Perkeep's format is basically chunks of files ("blobs") named after their sha256 hash which can be reindexed as needed. So while the files stored may require software which could be gone the files and etc. will be there in the worst case that the project disappears.
Disagree; I think the strongest example is DOSBox, through which DOS programs, of all things, are actually one of the least common denominators across an astonishingly wide set of platforms. Honestly, if I had to pick a format to use today that needed to hit as many platforms as possible and last as long as possible, I'd probably pick DOSBox, which is portable to Android, GNU/Linux, Darwin, NT, gaming consoles (at least Wii and Nintendo DS).... oh, Wikipedia actually has a better list: https://en.wikipedia.org/wiki/DOSBox#Ports
Anyways, I'll concede that emulators aren't as popular as native apps on most platforms, but they certainly hold their own, especially for archival purposes.
They're very popular for games, and can be used to get old files out of many popular computers of the 80s.
It presents a pretty compelling argument for why technology has a tendency to level out. I for one am confident that x86-64 binaries will still be running 50 years from now out of sheer inertia and the lack of any real practical jump in technology. (Computers of today are the 747s of 1969: good enough for almost everyone).
[0] http://idlewords.com/talks/web_design_first_100_years.htm
I tried Camlistore a bit a couple years ago and it was neat, but still pretty early. And then it looked like no development was happening on it. I would have helped, but I believe it's in go which I am not experienced with. Does this name change come with a new release? Is Perkeep 0.1 markedly different from the previously available public release of Camlistore?
My own (slightly out of date) comparison list: https://github.com/pjc50/pjc50.github.io/blob/master/secure-...
Maybe more relevant to private data, the builtin wiki makes a good personal knowledge database.
The next version of fossil will have a forum (seen already at https://fossil-scm.org/forum/forum ). With the time sorting for threads, that might be good for temporal data that you wouldn't want to put in a wiki.
For my purposes, I don't see any advantage of Perkeep over Fossil. I know when I use Fossil that I can trust my system and that I will always have control of my data, and that reduces my stress levels.

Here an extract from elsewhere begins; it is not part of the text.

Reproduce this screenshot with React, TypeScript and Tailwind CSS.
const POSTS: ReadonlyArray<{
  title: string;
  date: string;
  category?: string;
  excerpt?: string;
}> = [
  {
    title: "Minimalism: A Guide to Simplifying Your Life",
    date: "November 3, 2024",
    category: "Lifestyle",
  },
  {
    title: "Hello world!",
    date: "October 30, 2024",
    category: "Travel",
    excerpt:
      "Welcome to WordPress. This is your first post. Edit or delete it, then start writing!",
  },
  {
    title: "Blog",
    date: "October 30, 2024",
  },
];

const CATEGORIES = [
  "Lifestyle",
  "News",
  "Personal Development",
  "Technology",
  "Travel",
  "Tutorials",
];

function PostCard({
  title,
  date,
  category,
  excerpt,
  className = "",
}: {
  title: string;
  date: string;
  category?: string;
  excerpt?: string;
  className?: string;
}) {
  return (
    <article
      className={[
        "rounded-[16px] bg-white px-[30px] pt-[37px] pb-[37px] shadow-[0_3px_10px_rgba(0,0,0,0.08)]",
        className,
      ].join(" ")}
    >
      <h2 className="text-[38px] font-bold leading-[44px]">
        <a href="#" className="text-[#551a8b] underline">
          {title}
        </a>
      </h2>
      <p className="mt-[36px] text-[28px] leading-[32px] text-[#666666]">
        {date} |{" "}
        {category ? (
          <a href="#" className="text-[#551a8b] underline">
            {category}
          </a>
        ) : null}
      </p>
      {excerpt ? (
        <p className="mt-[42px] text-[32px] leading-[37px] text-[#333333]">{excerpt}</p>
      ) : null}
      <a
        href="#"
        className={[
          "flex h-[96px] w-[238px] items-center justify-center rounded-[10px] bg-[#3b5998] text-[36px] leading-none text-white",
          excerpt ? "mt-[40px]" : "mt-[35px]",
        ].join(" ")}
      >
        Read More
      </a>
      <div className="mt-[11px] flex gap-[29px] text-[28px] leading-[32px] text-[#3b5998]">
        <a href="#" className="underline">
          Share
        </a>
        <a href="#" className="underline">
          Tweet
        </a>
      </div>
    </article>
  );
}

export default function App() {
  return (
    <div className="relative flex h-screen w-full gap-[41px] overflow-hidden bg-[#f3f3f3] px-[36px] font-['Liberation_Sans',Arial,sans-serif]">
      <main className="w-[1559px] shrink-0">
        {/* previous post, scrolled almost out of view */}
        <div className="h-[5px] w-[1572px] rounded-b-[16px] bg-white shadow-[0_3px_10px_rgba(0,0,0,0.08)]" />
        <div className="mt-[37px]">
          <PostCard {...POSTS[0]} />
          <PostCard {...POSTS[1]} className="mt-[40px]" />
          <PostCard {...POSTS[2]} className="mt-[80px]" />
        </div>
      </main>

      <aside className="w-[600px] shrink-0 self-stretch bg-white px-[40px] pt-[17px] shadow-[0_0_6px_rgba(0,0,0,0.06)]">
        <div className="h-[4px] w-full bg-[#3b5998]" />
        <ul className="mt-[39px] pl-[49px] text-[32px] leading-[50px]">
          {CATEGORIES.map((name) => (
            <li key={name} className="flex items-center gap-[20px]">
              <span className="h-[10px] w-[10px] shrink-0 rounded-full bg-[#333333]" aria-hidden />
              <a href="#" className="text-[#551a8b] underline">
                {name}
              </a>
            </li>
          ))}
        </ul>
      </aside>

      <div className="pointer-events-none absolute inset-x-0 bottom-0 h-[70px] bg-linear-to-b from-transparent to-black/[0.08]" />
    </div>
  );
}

I have enough things to worry about without worrying about my data disappearing.
I don't use the feature very often, but Fossil supports unversioned files, which allows me to delete a 500 MB file from the repo if I no longer need it.

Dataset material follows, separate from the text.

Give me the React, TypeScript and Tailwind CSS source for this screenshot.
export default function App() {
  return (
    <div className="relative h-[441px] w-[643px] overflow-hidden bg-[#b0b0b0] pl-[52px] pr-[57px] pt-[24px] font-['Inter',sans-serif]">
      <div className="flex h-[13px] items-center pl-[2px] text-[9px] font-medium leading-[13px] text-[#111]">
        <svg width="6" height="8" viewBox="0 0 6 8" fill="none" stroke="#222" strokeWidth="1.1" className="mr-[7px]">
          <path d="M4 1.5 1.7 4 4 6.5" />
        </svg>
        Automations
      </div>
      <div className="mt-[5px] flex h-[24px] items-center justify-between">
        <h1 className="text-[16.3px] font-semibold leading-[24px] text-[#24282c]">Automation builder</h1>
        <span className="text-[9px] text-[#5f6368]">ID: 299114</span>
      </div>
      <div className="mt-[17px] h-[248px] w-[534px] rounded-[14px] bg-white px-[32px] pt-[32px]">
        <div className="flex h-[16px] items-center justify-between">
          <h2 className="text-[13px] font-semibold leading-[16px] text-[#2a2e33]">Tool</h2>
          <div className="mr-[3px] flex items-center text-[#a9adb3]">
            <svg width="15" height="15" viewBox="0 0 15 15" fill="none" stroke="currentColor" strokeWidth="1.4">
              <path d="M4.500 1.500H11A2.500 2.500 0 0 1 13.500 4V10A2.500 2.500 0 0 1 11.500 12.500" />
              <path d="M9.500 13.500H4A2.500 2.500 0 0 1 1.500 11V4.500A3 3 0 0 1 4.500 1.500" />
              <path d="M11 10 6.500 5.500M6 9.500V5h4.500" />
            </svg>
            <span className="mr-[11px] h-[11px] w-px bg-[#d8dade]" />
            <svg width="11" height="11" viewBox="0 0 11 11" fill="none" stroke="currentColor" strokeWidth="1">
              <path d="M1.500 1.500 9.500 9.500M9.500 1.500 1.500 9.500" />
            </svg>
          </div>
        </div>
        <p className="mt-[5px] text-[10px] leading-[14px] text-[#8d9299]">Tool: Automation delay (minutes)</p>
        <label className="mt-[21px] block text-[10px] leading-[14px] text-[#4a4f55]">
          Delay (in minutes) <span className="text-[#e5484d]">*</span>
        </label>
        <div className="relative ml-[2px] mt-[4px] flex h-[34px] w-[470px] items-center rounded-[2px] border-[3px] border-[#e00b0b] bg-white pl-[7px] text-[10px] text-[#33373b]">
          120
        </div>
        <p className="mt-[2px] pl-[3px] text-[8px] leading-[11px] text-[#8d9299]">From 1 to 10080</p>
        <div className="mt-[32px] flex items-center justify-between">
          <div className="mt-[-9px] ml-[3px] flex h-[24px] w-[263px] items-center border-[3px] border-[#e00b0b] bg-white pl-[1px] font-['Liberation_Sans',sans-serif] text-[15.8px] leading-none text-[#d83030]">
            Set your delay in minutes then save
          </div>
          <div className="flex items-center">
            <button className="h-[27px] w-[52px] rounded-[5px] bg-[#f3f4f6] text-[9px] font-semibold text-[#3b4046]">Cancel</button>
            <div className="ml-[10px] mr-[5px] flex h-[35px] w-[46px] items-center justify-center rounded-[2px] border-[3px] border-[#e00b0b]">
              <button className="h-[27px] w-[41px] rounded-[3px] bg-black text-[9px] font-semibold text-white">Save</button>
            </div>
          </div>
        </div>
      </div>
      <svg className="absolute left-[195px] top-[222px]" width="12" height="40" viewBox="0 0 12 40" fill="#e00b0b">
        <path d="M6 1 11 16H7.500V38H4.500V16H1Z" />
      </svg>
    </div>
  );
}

An archive where you drag and drop your files that can upload everything to a s3 storage (no not amazon s3) and tag metdata to it would be a dream. Right now there is no good solution for this and in the beginning I took a deep look at camlistore and hoped for a solution in it. (I looked at upspin, ipfs and other solutions as well). If someone as a solution for this or if perkeep could be expaned (or has the option somehow hidden somewhere) I would be very happy if somebody could point me in the right direction.
Yeah that's a show stopper. There's just way too many scenarios where's you need to delete something.
1. child porn
2. steganography
if I were the dev I'd add a 'list all' just to avoid anyone thinking the above were a good plan.
https://github.com/perkeep/perkeep/issues/792 https://github.com/perkeep/perkeep/issues/1076
Is it still the case that you can't delete anything? Although rarely needed, that seems like a showstopper these days. Irreversible actions are bad UI.
(1) Make sure that a chunk is unlinked from everywhere. (2) Overwrite it with random data, or plainly delete from store.
I suppose there's a way to relatively painlessly find out which chunks contain a particular item, and target them.
I'm having trouble finding one. The "Getting Started" page just says "run the daemon" and not much more. There are pages on how to set the many configuration options.
What if I just want to use Perkeep, or find out what the experience of using it is like? Is there a friendly walkthrough or tutorial? Or an introduction to the concepts one needs to understand as a user, not as a developer?
https://github.com/perkeep/perkeep/graphs/code-frequency
Anyone have a testimonial from the perspective of a user or hacker on it?
So it's basically a correct idea, but I want to know what is needed to make it work.
I remember the Palm Pilot tried to do this by pretending not to have files, and having "databases" instead. The result was that the palm-pilot database just became an obscure, inconvenient file format.
On the other hand, modern big giant internet storage service do a pretty good job of "freeing" you from filenames, letting you get photos, docs stuff.
On the other, other, hand, there might be something about the personal aspect of perkeep that makes it more like the palm-pilot.
[1] https://www.nayuki.io/page/designing-better-file-organizatio... [2] https://news.ycombinator.com/item?id=16763235
Almost any database (including a filesystem) has a primary key, which can be thought of as a file-name. Filesystems are unusual in that ordinary users sometimes want to explicitly deal with the records (files) and their keys (names).
Note that Perkeep provides a FUSE interface, i.e. you can use files.
Being slightly less facetious, it depends on the filesystem. Files can easily disappear if, say, a disk crashes or there's a network outage.
Those problems can be avoided if we make backups and distribute copies across several disks and machines, but that gives us a synchronisation problem:
- If something gets renamed during an outage, how do we know that it was a rename rather than a brand new file?
- If we find that two nodes have different content in files with the same name/path, which one is "correct"?
- If we don't have much local storage (say, a netbook or a 'phone or a raspberrypi), how can we take part in the storage?
- How can we cache things to avoid remotely accessing the same data over and over?
- How can we keep data self-contained, i.e. without needing external metadata/keys/parity info/etc.?
These are hard problems, and Perkeep is a very promising solution to some of them.
Can the perkeep server be an SSH/SFTP login ? Or is there a server side component that would need to be running ?
I've thought in the past about the intersection between (camlistore) and rsync.net but it's not obvious what that looks like ...
Furthermore, dropbox uses folder structures, and can only sync folder-by-folder, and to have one folder synced requires EVERYTHING in that folder being synced.
There are many other differences that are listed on the article.
It's sort of like automobiles in 1968 advertising how they are made with care and detail so they'll last, and made to be easy to work on so you can expect them to actually have people (or yourself) that know how to fix them decades later. People could easily come out and say most of what made a car in 1918 was very different to then, all the way down to the tires themselves. Industries that have had multiple decades of general use mature quite a bit, and people don't like to throw away stuff that works (or that they're fond of). We'll still have computers capable of running a von neumann architecture in 50 years, whether through hardware or software, and that's assuming we can't just port/compile to newer systems if they aren't as extreme of departures.
I still occasionally play computer games written in the 1980's, generally through dosbox or something similar. I think the most likely reason we have to lose access to running this software is if we lose access to running all software, in which case nobody will really care (not that I think that's remotely likely, just that it's the most likely scenario where that holds).
If you're not publishing anything, reverting the last change is easy and a rebase isn't that hard.